- [Exercise aim]:
Skip the pictures and quote all of the lines exactly.

- [Material provided]:
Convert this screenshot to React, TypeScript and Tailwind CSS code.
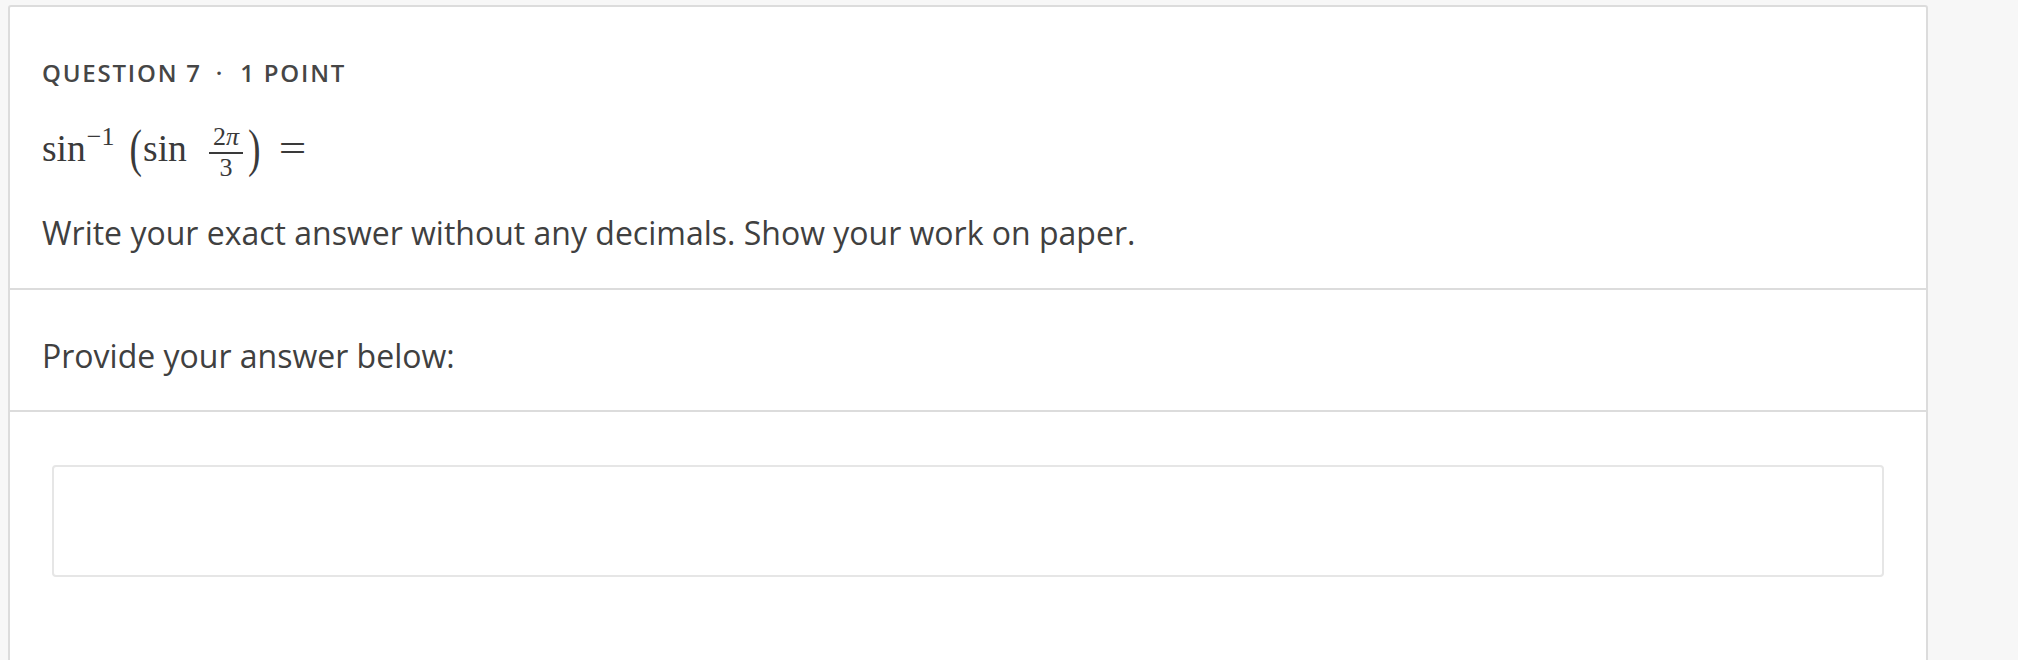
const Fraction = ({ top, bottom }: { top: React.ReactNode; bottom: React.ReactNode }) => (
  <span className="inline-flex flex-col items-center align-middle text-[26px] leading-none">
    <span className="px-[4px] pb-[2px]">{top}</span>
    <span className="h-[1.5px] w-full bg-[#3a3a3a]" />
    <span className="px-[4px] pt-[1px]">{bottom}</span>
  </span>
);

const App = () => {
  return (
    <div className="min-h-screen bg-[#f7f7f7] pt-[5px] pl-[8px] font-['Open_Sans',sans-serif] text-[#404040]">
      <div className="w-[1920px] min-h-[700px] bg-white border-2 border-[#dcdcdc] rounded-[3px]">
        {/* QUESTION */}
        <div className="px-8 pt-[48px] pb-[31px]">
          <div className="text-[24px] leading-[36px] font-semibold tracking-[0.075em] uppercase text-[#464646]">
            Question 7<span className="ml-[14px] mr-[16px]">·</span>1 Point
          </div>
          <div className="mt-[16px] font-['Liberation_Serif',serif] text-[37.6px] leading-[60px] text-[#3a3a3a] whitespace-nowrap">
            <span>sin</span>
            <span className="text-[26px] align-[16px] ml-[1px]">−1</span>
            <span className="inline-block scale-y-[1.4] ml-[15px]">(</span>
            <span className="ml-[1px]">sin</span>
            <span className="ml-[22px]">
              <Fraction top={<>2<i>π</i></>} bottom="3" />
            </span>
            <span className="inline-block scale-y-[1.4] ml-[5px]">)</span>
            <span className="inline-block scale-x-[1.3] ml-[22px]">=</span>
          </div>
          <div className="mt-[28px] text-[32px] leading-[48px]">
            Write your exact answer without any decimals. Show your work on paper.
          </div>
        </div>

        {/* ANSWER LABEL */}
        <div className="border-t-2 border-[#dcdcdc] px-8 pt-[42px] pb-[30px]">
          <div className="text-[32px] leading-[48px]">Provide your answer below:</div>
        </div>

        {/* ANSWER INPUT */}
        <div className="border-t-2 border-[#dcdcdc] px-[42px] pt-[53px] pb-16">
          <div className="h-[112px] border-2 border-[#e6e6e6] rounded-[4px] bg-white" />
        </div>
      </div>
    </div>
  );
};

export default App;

- [Worked answer]:
Convert this screenshot to React, TypeScript and Tailwind CSS code.
const Fraction = ({ top, bottom }: { top: React.ReactNode; bottom: React.ReactNode }) => (
  <span className="inline-flex flex-col items-center align-middle text-[26px] leading-none">
    <span className="px-[4px] pb-[2px]">{top}</span>
    <span className="h-[1.5px] w-full bg-[#3a3a3a]" />
    <span className="px-[4px] pt-[1px]">{bottom}</span>
  </span>
);

const App = () => {
  return (
    <div className="min-h-screen bg-[#f7f7f7] pt-[5px] pl-[8px] font-['Open_Sans',sans-serif] text-[#404040]">
      <div className="w-[1920px] min-h-[700px] bg-white border-2 border-[#dcdcdc] rounded-[3px]">
        {/* QUESTION */}
        <div className="px-8 pt-[48px] pb-[31px]">
          <div className="text-[24px] leading-[36px] font-semibold tracking-[0.075em] uppercase text-[#464646]">
            Question 7<span className="ml-[14px] mr-[16px]">·</span>1 Point
          </div>
          <div className="mt-[16px] font-['Liberation_Serif',serif] text-[37.6px] leading-[60px] text-[#3a3a3a] whitespace-nowrap">
            <span>sin</span>
            <span className="text-[26px] align-[16px] ml-[1px]">−1</span>
            <span className="inline-block scale-y-[1.4] ml-[15px]">(</span>
            <span className="ml-[1px]">sin</span>
            <span className="ml-[22px]">
              <Fraction top={<>2<i>π</i></>} bottom="3" />
            </span>
            <span className="inline-block scale-y-[1.4] ml-[5px]">)</span>
            <span className="inline-block scale-x-[1.3] ml-[22px]">=</span>
          </div>
          <div className="mt-[28px] text-[32px] leading-[48px]">
            Write your exact answer without any decimals. Show your work on paper.
          </div>
        </div>

        {/* ANSWER LABEL */}
        <div className="border-t-2 border-[#dcdcdc] px-8 pt-[42px] pb-[30px]">
          <div className="text-[32px] leading-[48px]">Provide your answer below:</div>
        </div>

        {/* ANSWER INPUT */}
        <div className="border-t-2 border-[#dcdcdc] px-[42px] pt-[53px] pb-16">
          <div className="h-[112px] border-2 border-[#e6e6e6] rounded-[4px] bg-white" />
        </div>
      </div>
    </div>
  );
};

export default App;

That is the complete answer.